A autora recorre também ao conceito de "efeito de looping" de Ian Hacking que diz respeito a uma teoria da rotulação. Essa teoria afirma, de modo simplificado, que quando pessoas são rotuladas institucionalmente elas passam a aderir a comportamentos de tal esteriótipo. O ser-humano procura, portanto, responder ao que se espera dele, mas acaba muitas vezes tendo um resultado diferente, logo, "há um novo conhecimentos ser obtido sobre o tipo. Mas esse novo conhecimento, por sua vez, torna-se parte do que se deve saber acerca dos membros do tipo, que muda novamente". Isso é o que a autora entende como o efeito looping.

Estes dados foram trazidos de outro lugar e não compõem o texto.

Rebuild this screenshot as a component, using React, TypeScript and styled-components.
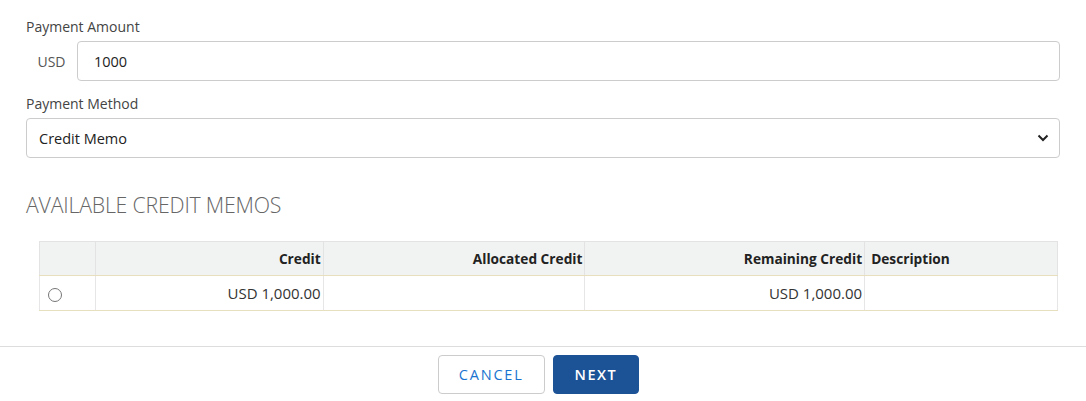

A afirmativa do chefe Yawanawa é um paralelo entre a autorreflexão de Hacking e o metadiscurso do termo "cultura" sobre a cultura. Ao afirmar que honi não é cultura, ele trata da "cultura", pois ela é entendida como compartilhada por todos os membros dessa sociedade, ele se manisfestava contra isso. O honi, naquele cultura, não era compartilhado entre todos os Yawanawa.
 Em síntese, no capítulo a autora trata a questão da cultura x “cultura” e debate sobre como a “cultura” foi imposta e posteriormente aproveitada pelas sociedades periféricas. Nesse debate para elucidar a diferença desses termos ela traz como exemplo a fala sobre o Honi e a questão da indigenização – quando cita o efeito looping – que é um fenômeno de adaptação de um povo a um princípio de valor humano que  lhe foi pregado ou incutido. A partir de exemplos e reflexões sobre os termos e conceitos utilizados para definir conhecimento nas sociedades em geral, a autora explica a dicotomia entre cultura e “cultura”.